Village Chief Rafael Dacanay a.k.a Amigo (Joel Torre) sends the remaining Spanish invaders to prison under the revolutionary government.  A the end of  Spanish occupation, a troop of American soldiers led by Lt Compton (Garret Dillahunt) under the command of his military superiors  occupies the remote rural village  in the Philippines .  Lt Compton collaborates with Rafael in the course of their stay in the village and calls him Amigo, a Spanish word means friend.  The Americans do not recognize the existing revolutionary government and therefore all supporters are considered rebels and subject to execution.  Rafael is aware of the movement of the rebels because his brother is one of the leaders.  Lt Compton suspects Rafael as an enemy and put him under surveillance.

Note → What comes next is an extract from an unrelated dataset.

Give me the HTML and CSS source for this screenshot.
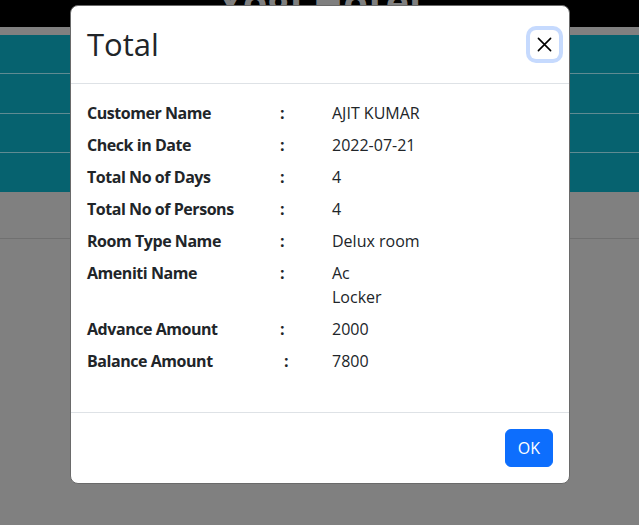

Whilst the film Amigo is about war and American occupation in the Philippines in 1900, it was not likely to show the usual ground or air attacks rather isolated shootings that left dead bodies.  It depicts a remote village with strong religious practices in view of the long time presence of Spaniards.  The story focuses on the character of Rafael Dacanay or Amigo and his struggle to play his role as a friend to his constituents, the rebels and the Americans.  The character of Lt Compton is also given equal exposure in the film.  As a simple narrative the film uses variety of approaches such as mix of nationalities from the lead to the least characters, mix of languages, use of subtitles, sub-themes that include nationalism, love story, inter-cultural, religion and tradition. The director succeeded in putting them together and makes use of the sound effects and musical score for continuity.  The production design for 1900 setting is good although it appears to be too refined and tidy for a remote area.  The film has a good cinematography in conveying details such as the nipa hut construction in bayanihan scene. However, despite several interesting features of the film, the entire run of two hours can be dragging at some points and may invite viewers to sleep.  Overall, the film Amigo is one those low budgeted films that obviously exerted efforts to put up a good one.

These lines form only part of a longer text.